Bethlehem Prayer Service

By Susan Shinn Turner

Once again in December, St. John’s will host the live simulcast between Christmas Lutheran Church in Bethlehem and the National Cathedral in Washington, DC.

St. John’s welcomes all in the community to join in this annual worship service at 9:30 am Saturday, Dec. 15, in the Faith Center. Prayers, readings and hymns, in both Arabic and English, will alternate between Washington and Bethlehem, bringing those of different lands, languages and ethnic backgrounds together in celebration of the birth of Jesus. This will be St. John’s fifth year to host the event. A panel discussion will follow the service.

Holly Zemke is a member of the Palestine Ministry Team, having helped hang the Palestine photo exhibit in March. Holly, who joined St. John’s in June 2017, works part-time at Waterworks Visual Arts Center as its communication and development coordinator. This will be her first simulcast service.

“I’m really looking forward to this,” she says. “Everything seems to be contentious and divisive right now, but there are many people we can unite with in our beliefs. To know that we’re one place around the country hosting this service in which so many Christians will celebrate Jesus’ birth is very hopeful to me.”

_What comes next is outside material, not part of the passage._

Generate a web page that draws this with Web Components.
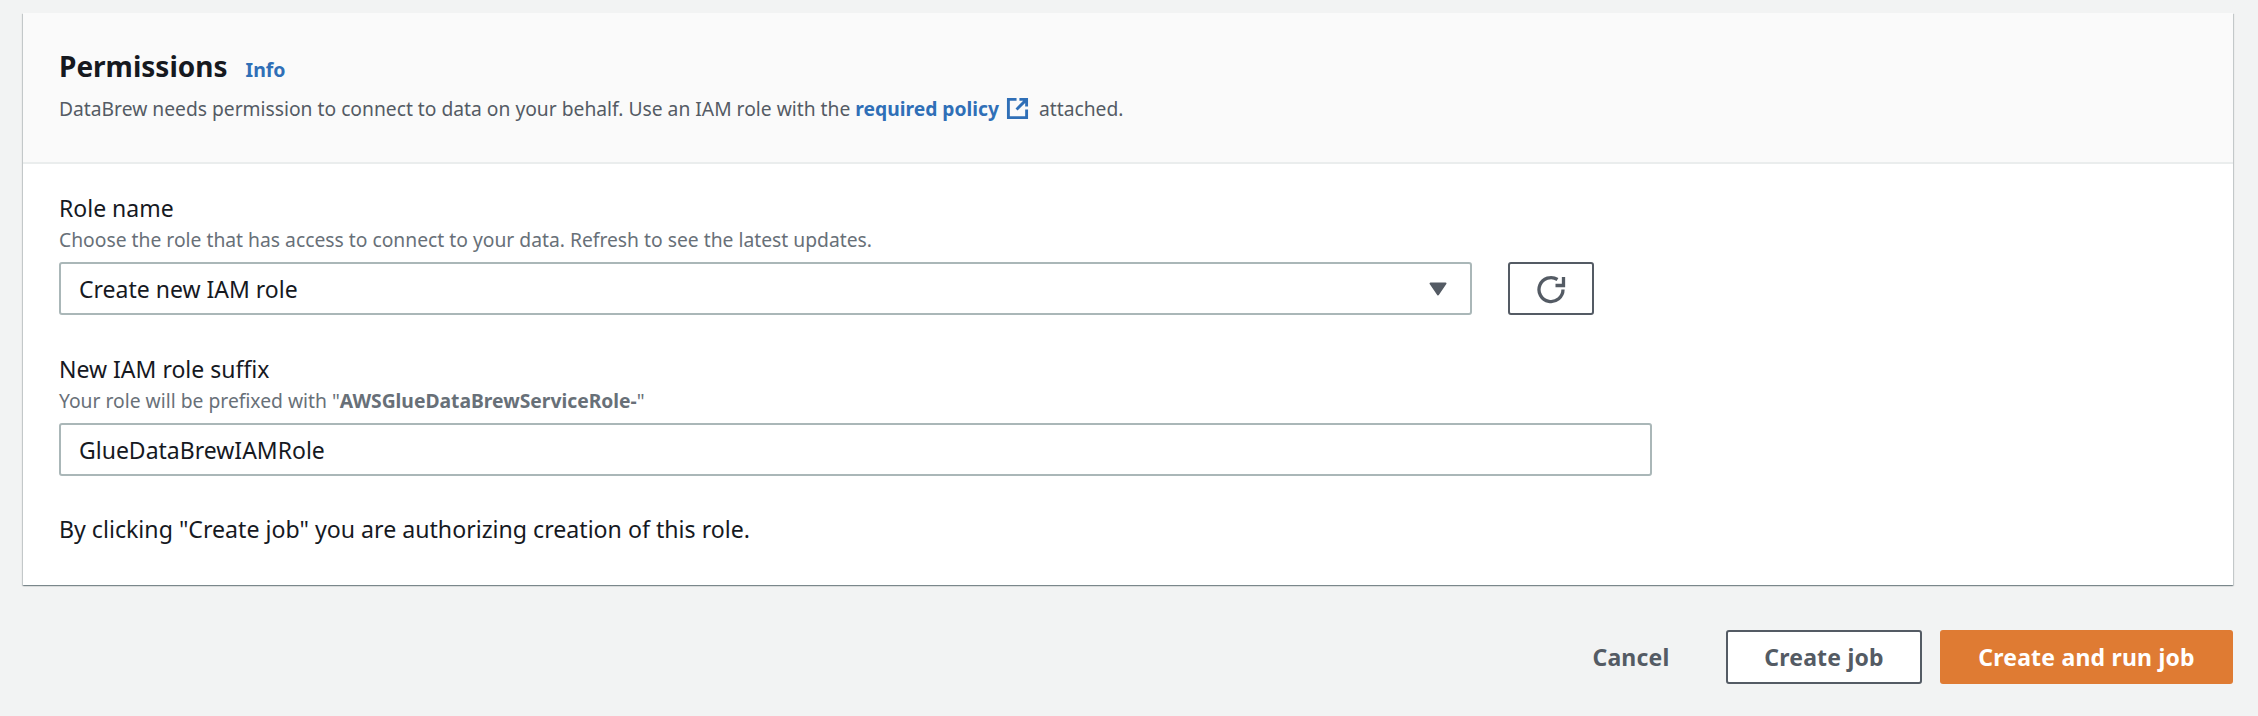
<!DOCTYPE html>
<html>
<head>
<meta charset="utf-8">
<style>
  html, body { margin: 0; background: #f2f3f3; }
  body { font-family: "Noto Sans", sans-serif; color: #16191f; }
  perm-page { display: block; }
</style>
</head>
<body>
<perm-page>
  <perm-card>
    <span slot="title">Permissions</span>
    <span slot="info">Info</span>
    <span slot="desc">DataBrew needs permission to connect to data on your behalf. Use an IAM role with the <perm-link>required policy</perm-link> attached.</span>
    <perm-field>
      <span slot="label">Role name</span>
      <span slot="help">Choose the role that has access to connect to your data. Refresh to see the latest updates.</span>
      <perm-row>
        <perm-select>Create new IAM role</perm-select>
        <perm-refresh></perm-refresh>
      </perm-row>
    </perm-field>
    <perm-field class="suffix">
      <span slot="label">New IAM role suffix</span>
      <span slot="help">Your role will be prefixed with "<b>AWSGlueDataBrewServiceRole-</b>"</span>
      <perm-input>GlueDataBrewIAMRole</perm-input>
    </perm-field>
    <perm-note>By clicking "Create job" you are authorizing creation of this role.</perm-note>
  </perm-card>
  <perm-actions>
    <perm-button kind="link">Cancel</perm-button>
    <perm-button kind="normal">Create job</perm-button>
    <perm-button kind="primary">Create and run job</perm-button>
  </perm-actions>
</perm-page>

<script>
function define(name, css, html) {
  const tpl = document.createElement('template');
  tpl.innerHTML = `<style>${css}</style>${html}`;
  customElements.define(name, class extends HTMLElement {
    connectedCallback() {
      if (this.shadowRoot) return;
      const root = this.attachShadow({ mode: 'open' });
      root.appendChild(tpl.content.cloneNode(true));
    }
  });
}

define('perm-card', `
  :host {
    display: block;
    margin: 13px 25px 0 23px;
    background: #fff;
    box-shadow: 0 1px 1px 0 rgba(0,28,36,.3), 1px 1px 1px 0 rgba(0,28,36,.15), -1px 1px 1px 0 rgba(0,28,36,.15);
  }
  header {
    height: 151px;
    box-sizing: border-box;
    padding: 31px 36px 0;
    background: #fafafa;
    border-bottom: 2px solid #eaeded;
  }
  .head { display: flex; align-items: baseline; gap: 18px; height: 44px; }
  .title { font-size: 28px; font-weight: 700; line-height: 44px; color: #16191f; }
  .info { font-size: 19.5px; font-weight: 700; color: #2f6fb7; }
  .desc { margin-top: 7px; font-size: 19.25px; line-height: 28px; color: #545b64; }
  main { padding: 29px 36px 41px; }
`, `
  <header>
    <div class="head"><span class="title"><slot name="title"></slot></span><span class="info"><slot name="info"></slot></span></div>
    <div class="desc"><slot name="desc"></slot></div>
  </header>
  <main><slot></slot></main>
`);

define('perm-link', `
  :host { display: inline; color: #2f6fb7; font-weight: 700; }
  svg { width: 23px; height: 23px; vertical-align: -4px; margin: 0 5px 0 2px; }
`, `<slot></slot> <svg viewBox="0 0 24 24" fill="none" stroke="#2f6fb7" stroke-width="3">
  <path d="M11 2.5H2.5v19h19V13"/><path d="M14 2.5h7.5V10M21 3l-10 10"/>
</svg>`);

define('perm-field', `
  :host { display: block; }
  :host(.suffix) { margin-top: 39px; }
  .label { font-size: 23px; line-height: 30px; color: #16191f; }
  .help { font-size: 19.3px; line-height: 24px; color: #687078; margin: 5px 0 10px; }
`, `
  <div class="label"><slot name="label"></slot></div>
  <div class="help"><slot name="help"></slot></div>
  <slot></slot>
`);

define('perm-row', `
  :host { display: flex; gap: 36px; }
`, `<slot></slot>`);

define('perm-select', `
  :host {
    display: flex; align-items: center; justify-content: space-between;
    box-sizing: border-box; width: 1413px; height: 53px;
    padding: 0 23px 0 18px;
    border: 2px solid #aab7b8; border-radius: 3px; background: #fff;
    font-size: 23px; color: #16191f;
  }
  svg { width: 18px; height: 14px; display: block; }
`, `<slot></slot><svg viewBox="0 0 18 14"><path d="M1.5 1.5h15L9 12.5z" fill="#545b64" stroke="#545b64" stroke-width="2" stroke-linejoin="round"/></svg>`);

define('perm-refresh', `
  :host {
    display: flex; align-items: center; justify-content: center;
    box-sizing: border-box; width: 86px; height: 53px;
    border: 2px solid #545b64; border-radius: 3px; background: #fff;
  }
  svg { width: 30px; height: 30px; display: block; }
`, `<svg viewBox="0 0 30 30" fill="none" stroke="#545b64" stroke-width="3.3">
  <path d="M27 15.5A12 12 0 1 1 21.5 5.5"/><path d="M19.5 11.5H27.5V3"/>
</svg>`);

define('perm-input', `
  :host {
    display: flex; align-items: center;
    box-sizing: border-box; width: 1593px; height: 53px;
    padding: 0 18px;
    border: 2px solid #aab7b8; border-radius: 3px; background: #fff;
    font-size: 23px; color: #16191f;
  }
`, `<slot></slot>`);

define('perm-note', `
  :host { display: block; margin-top: 38px; font-size: 23.15px; line-height: 30px; color: #16191f; }
`, `<slot></slot>`);

define('perm-actions', `
  :host { display: flex; justify-content: flex-end; align-items: center; gap: 18px; margin: 45px 25px 0 0; }
`, `<slot></slot>`);

define('perm-button', `
  :host {
    display: flex; align-items: center; justify-content: center;
    box-sizing: border-box; height: 54px; border-radius: 3px;
    font-size: 23px; font-weight: 700; letter-spacing: .2px;
  }
  :host([kind=link]) { color: #545b64; width: 154px; }
  :host([kind=normal]) { color: #545b64; background: #fff; border: 2px solid #545b64; width: 196px; }
  :host([kind=primary]) { color: #fff; background: #df7b33; width: 293px; }
`, `<slot></slot>`);
</script>
</body>
</html>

In her research about the locales, Holly found some interesting connections. Christmas Lutheran Church in Bethlehem is the oldest Lutheran church in Palestine, started in 1854 by German missionaries. The church itself was built from 1886-1893. Bethlehem has the honor of being the city in which Christians remember and celebrate the birth of Jesus Christ.

Envisioned in 1791 as “a great church for national purposes,” and chartered in 1893, the foundation stone of the National Cathedral in Washington, DC was not laid until 1907. That stone came from a field near Bethlehem, and was set into a larger piece of American granite.

“Isn’t that cool?” Holly asks. “It’s a great metaphor for unity.”

Holly was also intrigued by the connection between Christmas Lutheran founders and St. John’s founders. She learned that German immigrants founded St. John’s Lutheran Church in Salisbury in 1747. Meeting for years in parishioners’ homes, their first worship structure was occupied in 1768, with two subsequent Salisbury buildings used before the current sanctuary was completed in January 1927.

“St. John’s is older than both of these places,” Holly notes. “No matter where we are, we are all children of God, and through this service, we get to celebrate that in a very unique way.”

So gather your family and invite your friends to attend what promises to be a most meaningful joining of Christians around the world, just in time for Christmas.

After the service and discussion, please consider staying to pack diabetic bags for the Community Care Clinic at 11:30 am in the PIT. A thrivent Community Action Team grant is providing the medical supplies. Many hands make light work!